(Task statement) Search the material below for the string "with" and extract each line that has it.

(Rows from a dataset of pages and code)
* start *

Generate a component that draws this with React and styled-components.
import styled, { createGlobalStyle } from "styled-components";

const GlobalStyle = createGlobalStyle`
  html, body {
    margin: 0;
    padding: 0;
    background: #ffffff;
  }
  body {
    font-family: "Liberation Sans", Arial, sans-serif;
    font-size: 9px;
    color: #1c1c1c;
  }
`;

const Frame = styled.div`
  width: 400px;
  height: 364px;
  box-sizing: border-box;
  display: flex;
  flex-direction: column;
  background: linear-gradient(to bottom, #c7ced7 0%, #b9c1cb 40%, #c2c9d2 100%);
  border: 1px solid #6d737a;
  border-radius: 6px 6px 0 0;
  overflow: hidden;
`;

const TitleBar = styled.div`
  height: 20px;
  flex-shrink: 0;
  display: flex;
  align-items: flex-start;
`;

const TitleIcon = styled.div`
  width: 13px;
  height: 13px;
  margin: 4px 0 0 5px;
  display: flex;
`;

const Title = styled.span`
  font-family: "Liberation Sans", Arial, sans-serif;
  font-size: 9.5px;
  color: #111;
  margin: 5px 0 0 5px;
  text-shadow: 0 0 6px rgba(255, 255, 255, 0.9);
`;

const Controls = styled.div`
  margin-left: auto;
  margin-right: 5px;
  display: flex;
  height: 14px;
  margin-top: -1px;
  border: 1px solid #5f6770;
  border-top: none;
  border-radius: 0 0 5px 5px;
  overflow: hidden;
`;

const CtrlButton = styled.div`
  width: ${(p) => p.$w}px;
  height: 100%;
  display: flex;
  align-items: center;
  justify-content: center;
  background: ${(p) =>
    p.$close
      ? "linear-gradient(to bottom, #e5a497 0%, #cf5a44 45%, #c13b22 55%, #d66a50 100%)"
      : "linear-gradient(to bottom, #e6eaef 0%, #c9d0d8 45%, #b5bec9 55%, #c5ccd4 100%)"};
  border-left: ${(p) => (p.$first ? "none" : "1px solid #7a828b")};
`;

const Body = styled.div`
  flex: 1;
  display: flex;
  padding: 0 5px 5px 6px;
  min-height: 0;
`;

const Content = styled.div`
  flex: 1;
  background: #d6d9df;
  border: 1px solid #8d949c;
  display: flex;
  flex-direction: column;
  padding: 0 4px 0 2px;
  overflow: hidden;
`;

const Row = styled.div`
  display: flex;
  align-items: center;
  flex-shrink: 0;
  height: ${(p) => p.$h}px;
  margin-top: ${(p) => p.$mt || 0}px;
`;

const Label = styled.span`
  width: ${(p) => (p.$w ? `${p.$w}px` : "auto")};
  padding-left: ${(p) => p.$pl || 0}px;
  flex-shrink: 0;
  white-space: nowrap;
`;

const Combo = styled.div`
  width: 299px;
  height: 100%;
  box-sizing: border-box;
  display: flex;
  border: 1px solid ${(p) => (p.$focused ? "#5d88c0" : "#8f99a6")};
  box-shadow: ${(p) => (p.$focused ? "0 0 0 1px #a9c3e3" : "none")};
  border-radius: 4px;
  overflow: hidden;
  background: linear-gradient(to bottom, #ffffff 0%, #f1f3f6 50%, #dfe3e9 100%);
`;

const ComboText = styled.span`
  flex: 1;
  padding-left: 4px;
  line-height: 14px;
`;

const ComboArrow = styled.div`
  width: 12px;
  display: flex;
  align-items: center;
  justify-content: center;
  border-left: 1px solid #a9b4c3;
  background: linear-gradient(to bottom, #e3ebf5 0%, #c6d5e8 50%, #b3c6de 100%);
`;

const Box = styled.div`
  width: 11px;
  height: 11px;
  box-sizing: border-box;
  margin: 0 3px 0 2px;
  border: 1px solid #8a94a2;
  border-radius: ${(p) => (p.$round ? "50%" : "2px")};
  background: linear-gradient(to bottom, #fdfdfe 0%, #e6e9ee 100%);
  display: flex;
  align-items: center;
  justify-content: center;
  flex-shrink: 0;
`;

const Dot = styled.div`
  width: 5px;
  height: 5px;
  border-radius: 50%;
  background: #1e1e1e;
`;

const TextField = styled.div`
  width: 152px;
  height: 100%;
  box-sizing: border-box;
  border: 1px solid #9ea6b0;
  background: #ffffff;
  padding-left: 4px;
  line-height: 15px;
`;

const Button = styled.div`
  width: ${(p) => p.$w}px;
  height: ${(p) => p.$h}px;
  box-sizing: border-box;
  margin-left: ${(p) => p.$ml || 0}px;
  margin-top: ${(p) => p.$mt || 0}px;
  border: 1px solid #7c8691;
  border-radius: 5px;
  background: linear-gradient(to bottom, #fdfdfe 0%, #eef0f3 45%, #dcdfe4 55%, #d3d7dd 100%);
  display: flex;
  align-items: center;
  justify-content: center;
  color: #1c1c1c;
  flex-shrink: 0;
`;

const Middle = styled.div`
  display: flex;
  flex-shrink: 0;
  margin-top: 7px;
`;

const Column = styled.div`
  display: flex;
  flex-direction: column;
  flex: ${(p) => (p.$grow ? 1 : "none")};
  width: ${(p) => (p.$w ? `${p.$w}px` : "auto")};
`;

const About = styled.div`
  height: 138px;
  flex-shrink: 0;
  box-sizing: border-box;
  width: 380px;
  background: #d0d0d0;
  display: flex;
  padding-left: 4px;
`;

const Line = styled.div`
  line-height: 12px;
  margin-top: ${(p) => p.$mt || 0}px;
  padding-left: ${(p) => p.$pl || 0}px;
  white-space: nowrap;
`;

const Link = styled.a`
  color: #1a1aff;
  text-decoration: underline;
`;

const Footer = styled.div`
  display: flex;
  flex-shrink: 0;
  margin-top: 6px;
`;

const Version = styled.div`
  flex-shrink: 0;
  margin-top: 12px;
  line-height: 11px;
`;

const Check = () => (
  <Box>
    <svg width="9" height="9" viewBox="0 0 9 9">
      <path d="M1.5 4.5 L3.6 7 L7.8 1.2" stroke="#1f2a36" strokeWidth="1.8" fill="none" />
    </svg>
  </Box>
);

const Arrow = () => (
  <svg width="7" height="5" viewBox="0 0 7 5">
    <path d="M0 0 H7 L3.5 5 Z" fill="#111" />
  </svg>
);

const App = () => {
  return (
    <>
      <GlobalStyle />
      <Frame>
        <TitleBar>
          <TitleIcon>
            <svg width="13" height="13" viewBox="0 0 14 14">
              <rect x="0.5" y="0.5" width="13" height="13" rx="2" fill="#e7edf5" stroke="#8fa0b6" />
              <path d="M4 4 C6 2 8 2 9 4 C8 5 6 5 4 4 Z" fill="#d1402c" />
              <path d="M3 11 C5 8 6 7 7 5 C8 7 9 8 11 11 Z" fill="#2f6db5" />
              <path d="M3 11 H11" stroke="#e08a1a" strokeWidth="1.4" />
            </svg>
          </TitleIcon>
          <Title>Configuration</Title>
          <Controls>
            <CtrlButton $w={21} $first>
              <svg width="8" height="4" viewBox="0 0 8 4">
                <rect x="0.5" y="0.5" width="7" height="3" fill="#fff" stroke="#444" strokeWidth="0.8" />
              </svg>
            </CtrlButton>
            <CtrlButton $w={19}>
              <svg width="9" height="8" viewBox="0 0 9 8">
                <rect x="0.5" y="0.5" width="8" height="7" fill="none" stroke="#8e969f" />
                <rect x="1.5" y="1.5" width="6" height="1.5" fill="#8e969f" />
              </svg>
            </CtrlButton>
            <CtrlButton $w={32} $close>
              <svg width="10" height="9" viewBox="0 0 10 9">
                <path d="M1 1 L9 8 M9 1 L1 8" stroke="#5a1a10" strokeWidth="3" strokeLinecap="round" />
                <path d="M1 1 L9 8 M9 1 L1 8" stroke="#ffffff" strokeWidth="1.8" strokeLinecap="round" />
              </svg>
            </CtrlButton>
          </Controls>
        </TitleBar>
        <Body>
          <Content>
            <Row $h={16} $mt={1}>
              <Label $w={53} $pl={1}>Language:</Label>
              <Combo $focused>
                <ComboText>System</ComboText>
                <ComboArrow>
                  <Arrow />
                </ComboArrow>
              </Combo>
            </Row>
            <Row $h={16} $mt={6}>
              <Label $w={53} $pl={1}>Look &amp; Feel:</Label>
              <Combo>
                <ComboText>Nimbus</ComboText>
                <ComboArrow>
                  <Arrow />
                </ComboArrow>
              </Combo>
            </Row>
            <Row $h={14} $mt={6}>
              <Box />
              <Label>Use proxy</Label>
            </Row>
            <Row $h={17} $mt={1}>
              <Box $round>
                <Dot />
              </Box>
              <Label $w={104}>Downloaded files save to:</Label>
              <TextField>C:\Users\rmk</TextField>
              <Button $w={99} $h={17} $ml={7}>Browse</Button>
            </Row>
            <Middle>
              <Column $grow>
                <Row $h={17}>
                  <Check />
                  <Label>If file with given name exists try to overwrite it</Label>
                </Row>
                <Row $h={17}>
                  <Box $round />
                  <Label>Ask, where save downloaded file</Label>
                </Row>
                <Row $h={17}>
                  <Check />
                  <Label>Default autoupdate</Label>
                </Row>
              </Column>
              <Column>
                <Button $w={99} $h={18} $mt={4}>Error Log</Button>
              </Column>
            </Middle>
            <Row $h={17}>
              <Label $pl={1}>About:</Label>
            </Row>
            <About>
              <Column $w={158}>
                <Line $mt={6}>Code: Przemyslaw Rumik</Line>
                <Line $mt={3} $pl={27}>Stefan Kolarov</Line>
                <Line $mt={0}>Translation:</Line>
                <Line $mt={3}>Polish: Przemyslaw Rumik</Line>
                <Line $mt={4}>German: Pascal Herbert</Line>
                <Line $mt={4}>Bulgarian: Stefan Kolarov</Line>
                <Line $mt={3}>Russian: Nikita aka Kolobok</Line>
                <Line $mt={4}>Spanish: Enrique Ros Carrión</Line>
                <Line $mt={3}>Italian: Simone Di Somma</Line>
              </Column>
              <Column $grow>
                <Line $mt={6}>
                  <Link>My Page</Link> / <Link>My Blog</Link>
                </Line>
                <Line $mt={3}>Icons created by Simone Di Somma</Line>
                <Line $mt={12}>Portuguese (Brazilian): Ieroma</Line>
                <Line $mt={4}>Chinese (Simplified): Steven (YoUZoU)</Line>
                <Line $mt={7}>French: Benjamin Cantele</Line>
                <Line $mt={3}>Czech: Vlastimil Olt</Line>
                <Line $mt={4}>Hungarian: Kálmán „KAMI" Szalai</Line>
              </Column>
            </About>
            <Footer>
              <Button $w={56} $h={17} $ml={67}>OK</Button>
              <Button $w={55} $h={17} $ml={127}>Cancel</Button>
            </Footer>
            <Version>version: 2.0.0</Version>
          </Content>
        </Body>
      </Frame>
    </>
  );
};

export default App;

* end *
* start *

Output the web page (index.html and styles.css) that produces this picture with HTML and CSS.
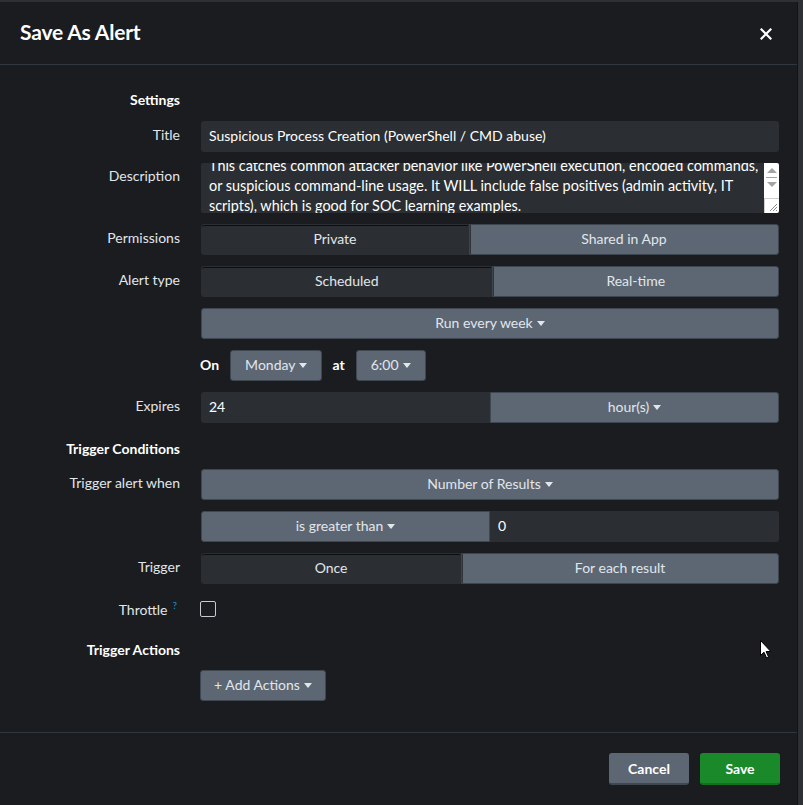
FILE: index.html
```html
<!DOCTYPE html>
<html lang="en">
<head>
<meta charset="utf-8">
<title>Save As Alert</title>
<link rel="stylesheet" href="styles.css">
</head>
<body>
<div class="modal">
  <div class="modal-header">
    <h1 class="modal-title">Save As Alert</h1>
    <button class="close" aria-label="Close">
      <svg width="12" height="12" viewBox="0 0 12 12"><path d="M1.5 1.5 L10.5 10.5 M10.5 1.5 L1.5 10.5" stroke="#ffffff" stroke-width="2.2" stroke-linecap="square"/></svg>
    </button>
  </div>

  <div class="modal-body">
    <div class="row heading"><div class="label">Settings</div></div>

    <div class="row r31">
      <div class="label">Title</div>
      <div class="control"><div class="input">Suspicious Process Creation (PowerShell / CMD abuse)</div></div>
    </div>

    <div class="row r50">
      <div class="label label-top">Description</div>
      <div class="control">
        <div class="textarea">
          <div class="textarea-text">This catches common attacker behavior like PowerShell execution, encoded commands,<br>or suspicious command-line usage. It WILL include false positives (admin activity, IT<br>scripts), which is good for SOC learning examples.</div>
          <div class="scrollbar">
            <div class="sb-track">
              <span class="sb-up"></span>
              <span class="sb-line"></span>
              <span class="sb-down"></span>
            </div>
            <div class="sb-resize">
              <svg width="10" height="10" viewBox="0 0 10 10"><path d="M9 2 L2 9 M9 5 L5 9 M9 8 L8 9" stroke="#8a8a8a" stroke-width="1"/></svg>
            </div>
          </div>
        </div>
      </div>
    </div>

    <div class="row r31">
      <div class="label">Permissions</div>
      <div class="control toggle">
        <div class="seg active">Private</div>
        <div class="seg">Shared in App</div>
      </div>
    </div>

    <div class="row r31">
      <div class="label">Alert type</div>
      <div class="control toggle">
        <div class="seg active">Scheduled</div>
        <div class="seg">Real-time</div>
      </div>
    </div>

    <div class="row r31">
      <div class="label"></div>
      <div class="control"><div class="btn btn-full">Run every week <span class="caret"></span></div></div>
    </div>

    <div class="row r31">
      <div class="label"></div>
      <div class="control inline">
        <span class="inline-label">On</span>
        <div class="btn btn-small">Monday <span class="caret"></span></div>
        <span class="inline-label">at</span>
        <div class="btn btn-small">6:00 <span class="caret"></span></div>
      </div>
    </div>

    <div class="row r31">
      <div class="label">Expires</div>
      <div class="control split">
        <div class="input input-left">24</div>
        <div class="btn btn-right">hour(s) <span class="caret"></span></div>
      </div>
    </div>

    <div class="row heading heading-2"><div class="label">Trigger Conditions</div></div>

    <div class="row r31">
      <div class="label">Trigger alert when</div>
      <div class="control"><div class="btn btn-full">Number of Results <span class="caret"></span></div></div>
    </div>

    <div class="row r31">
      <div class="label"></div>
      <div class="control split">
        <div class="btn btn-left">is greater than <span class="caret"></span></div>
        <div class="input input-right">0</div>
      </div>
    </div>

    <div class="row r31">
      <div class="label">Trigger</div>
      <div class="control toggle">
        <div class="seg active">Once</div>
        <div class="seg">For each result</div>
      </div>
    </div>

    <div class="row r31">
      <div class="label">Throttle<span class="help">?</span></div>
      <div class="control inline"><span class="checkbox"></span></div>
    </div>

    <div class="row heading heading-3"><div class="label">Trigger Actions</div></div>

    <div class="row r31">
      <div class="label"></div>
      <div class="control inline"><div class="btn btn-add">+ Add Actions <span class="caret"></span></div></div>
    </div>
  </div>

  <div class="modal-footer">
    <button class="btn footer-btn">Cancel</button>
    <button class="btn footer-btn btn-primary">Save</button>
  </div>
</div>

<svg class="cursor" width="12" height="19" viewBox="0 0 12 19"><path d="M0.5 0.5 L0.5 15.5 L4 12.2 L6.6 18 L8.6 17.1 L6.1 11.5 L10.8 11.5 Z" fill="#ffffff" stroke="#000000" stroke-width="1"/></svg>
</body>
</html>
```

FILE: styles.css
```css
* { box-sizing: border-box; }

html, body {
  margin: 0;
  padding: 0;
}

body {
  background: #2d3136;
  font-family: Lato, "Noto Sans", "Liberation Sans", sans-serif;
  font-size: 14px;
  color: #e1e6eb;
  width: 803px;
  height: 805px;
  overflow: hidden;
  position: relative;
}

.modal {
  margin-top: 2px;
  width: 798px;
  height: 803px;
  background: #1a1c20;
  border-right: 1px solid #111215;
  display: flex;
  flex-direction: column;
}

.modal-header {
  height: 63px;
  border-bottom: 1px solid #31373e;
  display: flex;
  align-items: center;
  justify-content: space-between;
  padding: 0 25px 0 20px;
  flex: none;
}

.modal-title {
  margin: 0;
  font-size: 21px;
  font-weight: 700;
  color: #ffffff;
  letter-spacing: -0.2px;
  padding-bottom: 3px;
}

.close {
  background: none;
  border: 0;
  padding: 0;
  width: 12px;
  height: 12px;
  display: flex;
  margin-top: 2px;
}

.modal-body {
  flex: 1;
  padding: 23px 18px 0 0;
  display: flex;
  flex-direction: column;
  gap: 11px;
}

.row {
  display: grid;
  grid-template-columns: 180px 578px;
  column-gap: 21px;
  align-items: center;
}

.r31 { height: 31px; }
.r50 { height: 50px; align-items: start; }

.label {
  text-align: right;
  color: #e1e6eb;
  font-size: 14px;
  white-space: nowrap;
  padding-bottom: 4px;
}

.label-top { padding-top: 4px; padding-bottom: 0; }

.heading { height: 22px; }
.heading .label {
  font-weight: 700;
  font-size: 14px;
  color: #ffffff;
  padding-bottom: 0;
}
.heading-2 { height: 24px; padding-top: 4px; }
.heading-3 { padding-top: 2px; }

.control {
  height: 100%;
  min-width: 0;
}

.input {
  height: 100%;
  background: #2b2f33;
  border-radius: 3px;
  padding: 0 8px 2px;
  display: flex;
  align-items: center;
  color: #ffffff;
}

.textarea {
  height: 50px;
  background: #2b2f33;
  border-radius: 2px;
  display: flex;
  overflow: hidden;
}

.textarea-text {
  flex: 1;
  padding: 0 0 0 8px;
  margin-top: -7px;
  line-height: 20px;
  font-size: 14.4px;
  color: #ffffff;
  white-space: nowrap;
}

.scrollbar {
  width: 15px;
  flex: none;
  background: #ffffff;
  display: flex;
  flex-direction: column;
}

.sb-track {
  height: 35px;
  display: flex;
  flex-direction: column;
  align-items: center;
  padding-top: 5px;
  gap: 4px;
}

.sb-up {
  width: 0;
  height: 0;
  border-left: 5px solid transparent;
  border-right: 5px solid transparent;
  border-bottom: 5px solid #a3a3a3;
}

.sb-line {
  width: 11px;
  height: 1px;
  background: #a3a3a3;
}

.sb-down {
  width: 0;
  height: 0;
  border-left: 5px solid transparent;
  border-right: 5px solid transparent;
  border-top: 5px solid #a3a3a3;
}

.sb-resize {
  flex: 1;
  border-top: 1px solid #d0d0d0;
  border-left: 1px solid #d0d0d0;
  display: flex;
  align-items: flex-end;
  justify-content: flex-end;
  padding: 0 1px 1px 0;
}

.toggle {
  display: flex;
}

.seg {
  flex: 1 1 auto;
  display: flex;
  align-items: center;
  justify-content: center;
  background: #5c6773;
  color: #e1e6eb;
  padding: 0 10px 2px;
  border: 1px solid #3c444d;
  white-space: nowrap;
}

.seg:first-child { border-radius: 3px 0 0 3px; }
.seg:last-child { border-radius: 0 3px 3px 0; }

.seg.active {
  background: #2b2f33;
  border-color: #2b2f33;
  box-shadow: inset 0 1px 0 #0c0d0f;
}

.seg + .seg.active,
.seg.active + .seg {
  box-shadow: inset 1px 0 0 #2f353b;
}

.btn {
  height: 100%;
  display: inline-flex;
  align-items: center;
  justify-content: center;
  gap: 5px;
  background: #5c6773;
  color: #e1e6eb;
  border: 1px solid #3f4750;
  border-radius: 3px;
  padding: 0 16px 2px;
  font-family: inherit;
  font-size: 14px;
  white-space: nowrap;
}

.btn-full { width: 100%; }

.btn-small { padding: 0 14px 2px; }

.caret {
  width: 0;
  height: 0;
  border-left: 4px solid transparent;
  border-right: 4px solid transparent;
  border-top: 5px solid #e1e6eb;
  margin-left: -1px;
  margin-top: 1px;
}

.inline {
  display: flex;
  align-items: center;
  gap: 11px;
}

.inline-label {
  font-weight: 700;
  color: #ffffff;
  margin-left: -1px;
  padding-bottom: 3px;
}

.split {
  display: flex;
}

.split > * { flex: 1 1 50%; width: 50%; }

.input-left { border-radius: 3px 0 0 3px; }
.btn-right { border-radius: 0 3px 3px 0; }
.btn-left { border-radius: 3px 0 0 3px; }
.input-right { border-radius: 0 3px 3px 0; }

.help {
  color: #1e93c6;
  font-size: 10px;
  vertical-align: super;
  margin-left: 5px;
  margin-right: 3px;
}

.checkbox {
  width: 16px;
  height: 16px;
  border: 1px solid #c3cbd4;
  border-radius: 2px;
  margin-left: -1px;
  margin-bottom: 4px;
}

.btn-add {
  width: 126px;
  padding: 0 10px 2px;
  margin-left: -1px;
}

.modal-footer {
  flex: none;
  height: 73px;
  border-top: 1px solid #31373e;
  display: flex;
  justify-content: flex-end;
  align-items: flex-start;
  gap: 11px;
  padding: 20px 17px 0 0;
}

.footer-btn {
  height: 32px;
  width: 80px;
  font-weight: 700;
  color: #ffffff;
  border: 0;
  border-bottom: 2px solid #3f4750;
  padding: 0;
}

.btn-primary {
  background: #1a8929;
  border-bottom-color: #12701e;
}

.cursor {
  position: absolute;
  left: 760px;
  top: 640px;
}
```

* end *
* start *

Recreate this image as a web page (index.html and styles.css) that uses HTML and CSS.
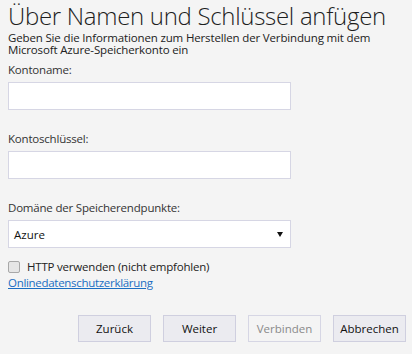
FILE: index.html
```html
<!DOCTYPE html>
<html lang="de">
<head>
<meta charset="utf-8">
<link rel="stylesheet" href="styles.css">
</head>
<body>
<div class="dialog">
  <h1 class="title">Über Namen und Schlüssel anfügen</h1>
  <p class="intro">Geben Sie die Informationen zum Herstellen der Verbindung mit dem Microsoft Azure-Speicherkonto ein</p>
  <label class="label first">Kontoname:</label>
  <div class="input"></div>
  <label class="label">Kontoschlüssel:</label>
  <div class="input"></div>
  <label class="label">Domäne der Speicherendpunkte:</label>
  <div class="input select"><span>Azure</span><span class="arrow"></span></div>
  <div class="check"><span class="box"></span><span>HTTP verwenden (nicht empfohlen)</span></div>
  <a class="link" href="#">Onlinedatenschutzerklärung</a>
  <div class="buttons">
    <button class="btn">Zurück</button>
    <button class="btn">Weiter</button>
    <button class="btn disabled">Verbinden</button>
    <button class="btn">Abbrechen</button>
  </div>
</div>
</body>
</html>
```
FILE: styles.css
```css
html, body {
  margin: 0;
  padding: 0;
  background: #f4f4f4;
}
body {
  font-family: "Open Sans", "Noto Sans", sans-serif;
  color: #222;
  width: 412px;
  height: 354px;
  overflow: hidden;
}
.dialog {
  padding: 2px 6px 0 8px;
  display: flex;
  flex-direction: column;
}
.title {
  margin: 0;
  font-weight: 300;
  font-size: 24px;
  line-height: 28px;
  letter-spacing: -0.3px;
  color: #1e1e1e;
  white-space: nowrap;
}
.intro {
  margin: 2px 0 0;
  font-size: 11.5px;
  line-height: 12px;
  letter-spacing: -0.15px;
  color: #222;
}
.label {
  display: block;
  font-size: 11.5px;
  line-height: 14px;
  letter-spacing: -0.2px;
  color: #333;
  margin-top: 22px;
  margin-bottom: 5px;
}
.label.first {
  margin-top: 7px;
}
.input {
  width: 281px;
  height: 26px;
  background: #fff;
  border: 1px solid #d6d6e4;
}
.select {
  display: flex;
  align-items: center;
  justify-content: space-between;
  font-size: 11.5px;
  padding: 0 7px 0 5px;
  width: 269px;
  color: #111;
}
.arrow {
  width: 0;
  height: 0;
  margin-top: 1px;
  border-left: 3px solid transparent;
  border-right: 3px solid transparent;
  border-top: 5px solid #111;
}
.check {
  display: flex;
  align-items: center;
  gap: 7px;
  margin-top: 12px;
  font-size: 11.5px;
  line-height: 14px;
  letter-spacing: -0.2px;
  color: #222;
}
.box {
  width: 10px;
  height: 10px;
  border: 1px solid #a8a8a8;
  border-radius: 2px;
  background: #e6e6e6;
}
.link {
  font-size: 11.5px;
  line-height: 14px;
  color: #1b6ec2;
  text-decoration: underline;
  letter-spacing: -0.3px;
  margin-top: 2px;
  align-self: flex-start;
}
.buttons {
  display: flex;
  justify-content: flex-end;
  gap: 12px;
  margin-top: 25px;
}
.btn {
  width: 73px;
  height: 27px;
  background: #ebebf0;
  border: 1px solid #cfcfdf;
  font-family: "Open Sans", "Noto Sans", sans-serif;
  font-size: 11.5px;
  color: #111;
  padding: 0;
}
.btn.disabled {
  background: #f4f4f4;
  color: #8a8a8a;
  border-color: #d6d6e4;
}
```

* end *

(Task output)
Generate a component that draws this with React and styled-components.
                  <Label>If file with given name exists try to overwrite it</Label>
Output the web page (index.html and styles.css) that produces this picture with HTML and CSS.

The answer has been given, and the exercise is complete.